2019: The Year of the Unexpected Rally

January 15, 2020

2019 was one of those years I was exceedingly delighted we stayed the course and ignored the pundits. I might have been a reluctant bull, but I just couldn't see the naysayers' points. The economy still looks fine, and the twitterverse is still running wild with charts showing all kinds of parallels to previous corrections and recessions. I still don't buy it so let's enjoy reviewing some great 2019 numbers before we move on.

The Russell 3000 returned 31.0%. The best sector, Russell 1000 Growth, returned 36.4%, and the worst, the Russell 2000 value, 22.4%.

Another surprise in 2019 was the bond market rally. The Bloomberg Barclays Aggregate Bond Index returned 8.7%. I felt a little better about having missed this when I read Bloomberg's 12/31 piece: "Behind the Bond Boom No One Saw Coming in 2019" and it's subtitle: "You were probably wrong about fixed income this year. Don’t worry, so was everybody else." https://www.bloomberg.com/opinion/articles/2019-12-31/behind-the-bond- boom-no-one-saw-coming-in-2019

While the Politics (with a capital P) of 2020 does give me pause, I see no reason to fear the markets. But I do see an opportunity for all politicians to reevaluate our economic models and the role of fiscal
stimulus. The glory of supply side economics continues to elude me, and dare I say (?) I am remaining open- minded about alternate economic approaches.

Flipping channels in early December I caught NPR's Consuelo Mack with a flashed statistic we have all seen: In 1980 CEO to worker compensation was 31.6x. Today it’s 278x. She helped me connect some dots: 75% of CEO annual compensation is stock grants and options, which has fueled the quarterly results frenzy for 30+ years. Mack's guest Ken Langone (Home Depot co-founder, huge Capitalist and Republican) offered a stunning interpretation: ‘The reason boards don’t stop this horrible behavior is because they are so highly compensated as board members they never rock the boat.’

I, too, am an ardent Capitalist, and I wouldn't recommend populating corporate boards with a majority of employees or expanding the Federal budget deficit, but there is something to be said for considering reversing the exceptions to Capitalism that current compensation models, deregulation, tax laws, and extreme lobbying have hatched. Add in my other dream of eliminating the carried interest exemption, and we can have a party to celebrate a wellspring of economic growth.
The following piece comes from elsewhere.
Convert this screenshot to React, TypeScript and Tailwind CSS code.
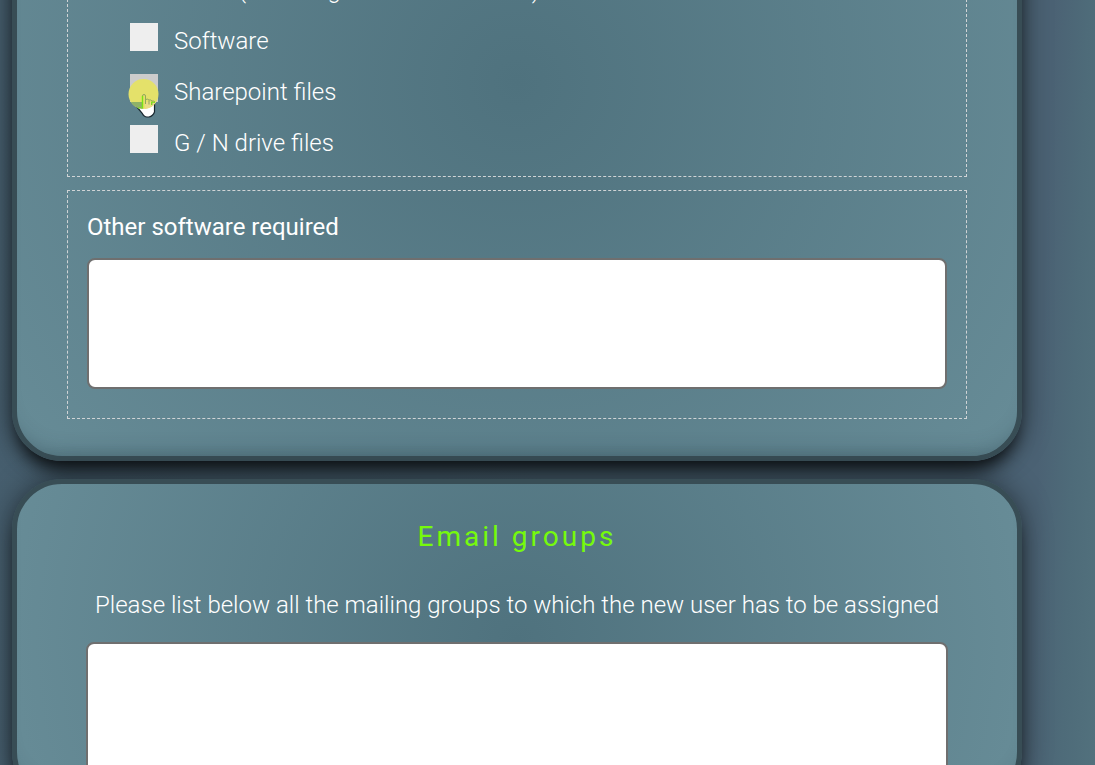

2020 election musings may elevate the conversation, but it’s more likely the outcome in November will elicit marginal tweaks rather than seismic changes in our economic policies and the markets will absorb it come what may.

So it's back to reviewing our economic indicators. Similarly to last quarter, the consumer remains strong, as does housing and employment data, and America’s farmers and manufacturers continue to bear the weight of the trade war. Business investment is a little off, also to be expected during trade uncertainties. It all nets out to a GDP that should be ok:

In September it appeared Value stocks were finally having their day but it was short lived. As my chart below illustrates, Growth still prevails. Value will come around.

Cheers! With all good wishes for a prosperous and peaceful 2020!